After the cases wrapped up Judge Julius Waring gave instructions to the all-white jury to review all evidence and do their due diligence as a jury, they took 15 minutes to do so and ruled Shull, Elliot Long, and other officers innocent. Waring was visibly upset with the verdict.

Truman was so moved by the entire case and its outcome that he signed executive order 9808 that established the Civil Rights Commission by; a fifteen-member, interracial group, including the President of General Electric, Charles E. Wilson; academics such as John Sloan Dickey from Dartmouth College; and Sadie Tanner Alexander, a black attorney for the city of Philadelphia, as well as other activists.

In a 1947 speech, the President said that civil rights were a moral priority, and it was his priority for the federal government. He had seen by Woodard's and other cases that the issue could not be left to state and local governments. He said: “It is my deep conviction that we have reached a turning point in our country's efforts to guarantee freedom and equality to all our citizens. Recent events in the United States and abroad have made us realize that it is more important today than ever before to ensure that all Americans enjoy these rights. When I say all Americans—I mean all Americans.”
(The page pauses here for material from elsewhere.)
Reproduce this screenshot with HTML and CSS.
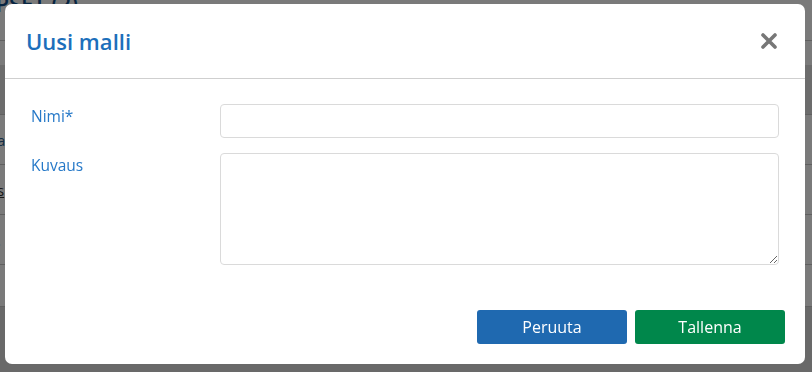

On February 2, 1948, Truman sent the first comprehensive civil rights bill to Congress. It had incorporated many of the thirty-five recommendations of his commission. In July 1948, over the objection of senior military officers, Truman issued Executive Order 9981, banning racial discrimination in the U.S. Armed Forces, and Executive Order 9980 to integrate the federal government. (Facilities had been segregated under President Woodrow Wilson). This was in response to a number of incidents against black veterans, most notably the Woodard case. The armed forces and federal agencies led the way in the United States for the integration of the workplace, public facilities, and schools. Over the decades, the decision meant that both institutions benefited from the contributions of minorities.

Sargent Woodard moved to New York City after the trial and was active to some extent in the Civil Rights movement. He died in a VA hospital in the Bronx in 1992.

 



 

Sources:

Woody Guthrie’s Song “The Blinding of Isaac Woodard”: https://www.youtube.com/watch?v=4A7A5VGjSFk

 

https://time.com/5950641/blinding-isaac-woodard/

https://www.scencyclopedia.org/sce/entries/woodward-isaac-beating-of/

https://www.blackpast.org/african-american-history/woodard-isaac-1919-1992/

Egerton, John. Speak Now Against the Day, Chapel Hill: The University of North Carolina Press, 1994.

Gergel, Richard. Unexampled Courage: The Blinding of Sgt. Isaac Woodard and the Awakening of President Harry S. Truman and Judge J. Waties Waring, FSG, 2019.